EXERCISE DETAILS: Do any lines in the data below contain "page"? If so, copy every one of them.

SOURCE EXCERPT:
#####

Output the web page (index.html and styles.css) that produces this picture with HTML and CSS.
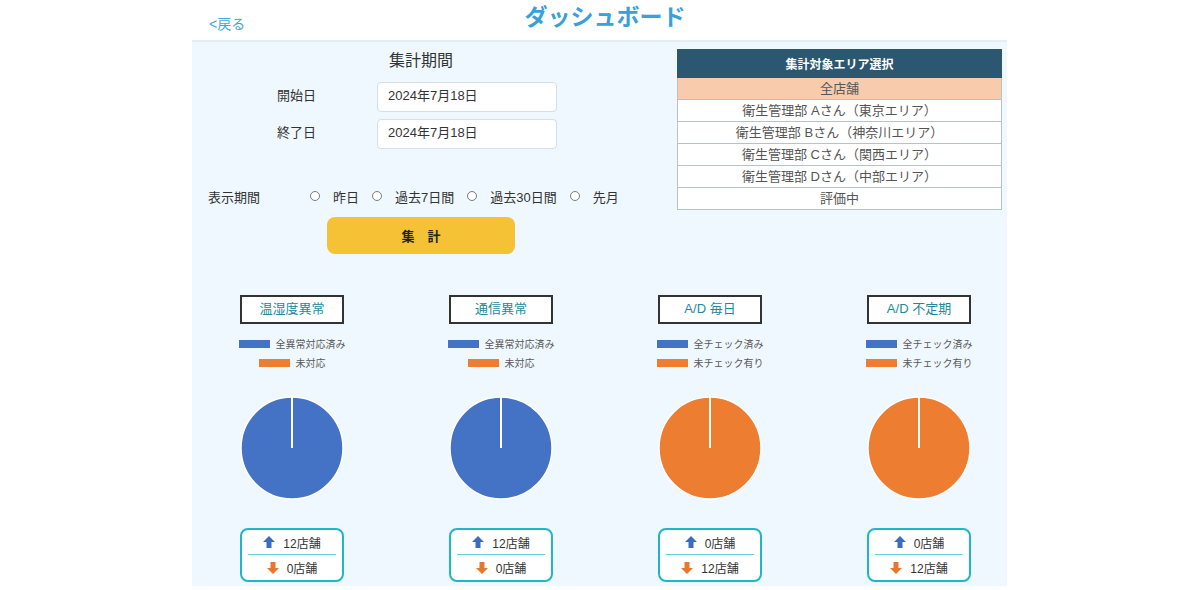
FILE: index.html
```html
<!DOCTYPE html>
<html lang="ja">
<head>
<meta charset="utf-8">
<title>ダッシュボード</title>
<link rel="stylesheet" href="styles.css">
</head>
<body>
<div class="page">
  <header class="header">
    <a class="back" href="#">&lt;戻る</a>
    <h1 class="title">ダッシュボード</h1>
    <span></span>
  </header>
  <main class="panel">
    <section class="top">
      <div class="period">
        <h2 class="period-title">集計期間</h2>
        <div class="date-row"><span class="date-label">開始日</span><div class="date-input">2024年7月18日</div></div>
        <div class="date-row second"><span class="date-label">終了日</span><div class="date-input">2024年7月18日</div></div>
        <div class="range-row">
          <span class="range-label">表示期間</span>
          <div class="radios">
            <span class="radio"></span><span class="radio-text">昨日</span>
            <span class="radio"></span><span class="radio-text">過去7日間</span>
            <span class="radio"></span><span class="radio-text">過去30日間</span>
            <span class="radio"></span><span class="radio-text">先月</span>
          </div>
        </div>
        <button class="sum-btn">集　計</button>
      </div>
      <table class="area">
        <tr><th>集計対象エリア選択</th></tr>
        <tr><td class="selected">全店舗</td></tr>
        <tr><td>衛生管理部 Aさん（東京エリア）</td></tr>
        <tr><td>衛生管理部 Bさん（神奈川エリア）</td></tr>
        <tr><td>衛生管理部 Cさん（関西エリア）</td></tr>
        <tr><td>衛生管理部 Dさん（中部エリア）</td></tr>
        <tr><td>評価中</td></tr>
      </table>
    </section>

    <section class="charts">
      <div class="chart">
        <div class="chart-title">温湿度異常</div>
        <div class="legend">
          <div class="legend-row"><span class="bar blue"></span><span>全異常対応済み</span></div>
          <div class="legend-row"><span class="bar orange"></span><span>未対応</span></div>
        </div>
        <svg class="pie" width="104" height="104" viewBox="0 0 104 104"><circle cx="52" cy="52" r="51" fill="#4472c4" stroke="#fff" stroke-width="1.5"/><line x1="52" y1="1" x2="52" y2="52" stroke="#fff" stroke-width="2"/></svg>
        <div class="count">
          <div class="count-row"><svg width="12" height="12" viewBox="0 0 12 12"><polygon points="6,0 12,6 8.5,6 8.5,12 3.5,12 3.5,6 0,6" fill="#3a6cc2"/></svg><span>12店舗</span></div>
          <div class="divider"></div>
          <div class="count-row"><svg width="12" height="12" viewBox="0 0 12 12"><polygon points="6,12 12,6 8.5,6 8.5,0 3.5,0 3.5,6 0,6" fill="#e8772e"/></svg><span>0店舗</span></div>
        </div>
      </div>
      <div class="chart">
        <div class="chart-title">通信異常</div>
        <div class="legend">
          <div class="legend-row"><span class="bar blue"></span><span>全異常対応済み</span></div>
          <div class="legend-row"><span class="bar orange"></span><span>未対応</span></div>
        </div>
        <svg class="pie" width="104" height="104" viewBox="0 0 104 104"><circle cx="52" cy="52" r="51" fill="#4472c4" stroke="#fff" stroke-width="1.5"/><line x1="52" y1="1" x2="52" y2="52" stroke="#fff" stroke-width="2"/></svg>
        <div class="count">
          <div class="count-row"><svg width="12" height="12" viewBox="0 0 12 12"><polygon points="6,0 12,6 8.5,6 8.5,12 3.5,12 3.5,6 0,6" fill="#3a6cc2"/></svg><span>12店舗</span></div>
          <div class="divider"></div>
          <div class="count-row"><svg width="12" height="12" viewBox="0 0 12 12"><polygon points="6,12 12,6 8.5,6 8.5,0 3.5,0 3.5,6 0,6" fill="#e8772e"/></svg><span>0店舗</span></div>
        </div>
      </div>
      <div class="chart">
        <div class="chart-title">A/D 毎日</div>
        <div class="legend">
          <div class="legend-row"><span class="bar blue"></span><span>全チェック済み</span></div>
          <div class="legend-row"><span class="bar orange"></span><span>未チェック有り</span></div>
        </div>
        <svg class="pie" width="104" height="104" viewBox="0 0 104 104"><circle cx="52" cy="52" r="51" fill="#ed7d31" stroke="#fff" stroke-width="1.5"/><line x1="52" y1="1" x2="52" y2="52" stroke="#fff" stroke-width="2"/></svg>
        <div class="count">
          <div class="count-row"><svg width="12" height="12" viewBox="0 0 12 12"><polygon points="6,0 12,6 8.5,6 8.5,12 3.5,12 3.5,6 0,6" fill="#3a6cc2"/></svg><span>0店舗</span></div>
          <div class="divider"></div>
          <div class="count-row"><svg width="12" height="12" viewBox="0 0 12 12"><polygon points="6,12 12,6 8.5,6 8.5,0 3.5,0 3.5,6 0,6" fill="#e8772e"/></svg><span>12店舗</span></div>
        </div>
      </div>
      <div class="chart">
        <div class="chart-title">A/D 不定期</div>
        <div class="legend">
          <div class="legend-row"><span class="bar blue"></span><span>全チェック済み</span></div>
          <div class="legend-row"><span class="bar orange"></span><span>未チェック有り</span></div>
        </div>
        <svg class="pie" width="104" height="104" viewBox="0 0 104 104"><circle cx="52" cy="52" r="51" fill="#ed7d31" stroke="#fff" stroke-width="1.5"/><line x1="52" y1="1" x2="52" y2="52" stroke="#fff" stroke-width="2"/></svg>
        <div class="count">
          <div class="count-row"><svg width="12" height="12" viewBox="0 0 12 12"><polygon points="6,0 12,6 8.5,6 8.5,12 3.5,12 3.5,6 0,6" fill="#3a6cc2"/></svg><span>0店舗</span></div>
          <div class="divider"></div>
          <div class="count-row"><svg width="12" height="12" viewBox="0 0 12 12"><polygon points="6,12 12,6 8.5,6 8.5,0 3.5,0 3.5,6 0,6" fill="#e8772e"/></svg><span>12店舗</span></div>
        </div>
      </div>
    </section>
  </main>
</div>
</body>
</html>
```

FILE: styles.css
```css
* { box-sizing: border-box; }
html, body {
  margin: 0;
  padding: 0;
  background: #ffffff;
  font-family: "Liberation Sans", "Noto Sans CJK JP", sans-serif;
  color: #333333;
}
.page {
  width: 815px;
  margin-left: 192px;
}
.header {
  height: 40px;
  display: grid;
  grid-template-columns: 1fr auto 1fr;
}
.back {
  padding-left: 17px;
  padding-top: 15px;
  font-size: 14px;
  line-height: 18px;
  color: #47a5dc;
  text-decoration: none;
}
.title {
  margin: 0;
  padding-left: 11px;
  padding-top: 3px;
  font-size: 23px;
  line-height: 28px;
  font-weight: bold;
  color: #3b9fd8;
}
.panel {
  background: #eff8fe;
  border-top: 2px solid #e2edf4;
  padding: 7px 0 4px 0;
}
.top {
  display: flex;
  align-items: flex-start;
  padding-left: 16px;
}
.period {
  width: 426px;
  flex-shrink: 0;
  display: flex;
  flex-direction: column;
}
.period-title {
  margin: 0;
  text-align: center;
  font-size: 16px;
  font-weight: normal;
  line-height: 24px;
  color: #333;
}
.date-row {
  display: flex;
  align-items: center;
  margin-top: 9px;
  padding-left: 69px;
  height: 30px;
}
.date-row.second { margin-top: 7px; }
.date-label {
  width: 100px;
  font-size: 13px;
  line-height: 16px;
  padding-bottom: 3px;
  color: #333;
}
.date-input {
  width: 180px;
  height: 30px;
  background: #fff;
  border: 1px solid #d3e0e8;
  border-radius: 4px;
  padding-left: 10px;
  font-size: 13px;
  line-height: 26px;
  color: #333;
}
.range-row {
  display: flex;
  align-items: center;
  margin-top: 37px;
  height: 20px;
  font-size: 13px;
  white-space: nowrap;
}
.range-label {
  width: 102px;
  flex-shrink: 0;
}
.radios {
  display: flex;
  align-items: center;
  flex-shrink: 0;
}
.radio {
  width: 10px;
  height: 10px;
  flex-shrink: 0;
  border: 1px solid #7a7a7a;
  border-radius: 50%;
  background: #fff;
}
.radio-text {
  flex-shrink: 0;
  padding-left: 13px;
  padding-right: 13px;
}
.sum-btn {
  align-self: center;
  margin-top: 11px;
  width: 188px;
  height: 37px;
  border: none;
  border-radius: 8px;
  background: #f5c236;
  font-family: inherit;
  font-size: 13px;
  font-weight: bold;
  color: #222;
}
.area {
  margin-left: 43px;
  width: 325px;
  border-collapse: collapse;
  background: #fff;
}
.area th {
  height: 28px;
  padding: 0;
  background: #2c5770;
  color: #fff;
  font-size: 12px;
  font-weight: bold;
  border: 1px solid #2c5770;
}
.area td {
  height: 22px;
  padding: 0;
  text-align: center;
  font-size: 13px;
  line-height: 20px;
  color: #555;
  border: 1px solid #b7c3cb;
}
.area td.selected { background: #f8cbad; }
.charts {
  margin-top: 41px;
  margin-left: 12px;
  display: grid;
  grid-template-columns: repeat(4, 176px);
  column-gap: 33px;
}
.chart {
  display: flex;
  flex-direction: column;
  align-items: center;
}
.chart-title {
  width: 104px;
  height: 29px;
  border: 2px solid #333;
  background: #fff;
  text-align: center;
  font-size: 13px;
  line-height: 24px;
  color: #23899a;
}
.legend {
  margin-top: 10px;
  display: flex;
  flex-direction: column;
  align-items: center;
}
.legend-row {
  height: 19px;
  display: flex;
  align-items: center;
  font-size: 10px;
  color: #595959;
}
.bar {
  width: 31px;
  height: 8px;
  margin-right: 6px;
}
.bar.blue { background: #4472c4; }
.bar.orange { background: #ed7d31; }
.pie {
  display: block;
  margin-top: 24px;
}
.count {
  margin-top: 28px;
  width: 104px;
  height: 54px;
  border: 2px solid #1fb6c7;
  border-radius: 8px;
  background: #fff;
}
.count-row {
  height: 24px;
  display: flex;
  align-items: center;
  justify-content: center;
  gap: 8px;
  font-size: 12px;
  color: #333;
}
.count-row:last-child { height: 25px; }
.divider {
  height: 1px;
  margin: 0 6px;
  background: #62d0de;
}
```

#####

TASK SOLUTION:
Output the web page (index.html and styles.css) that produces this picture with HTML and CSS.
<div class="page">
.page {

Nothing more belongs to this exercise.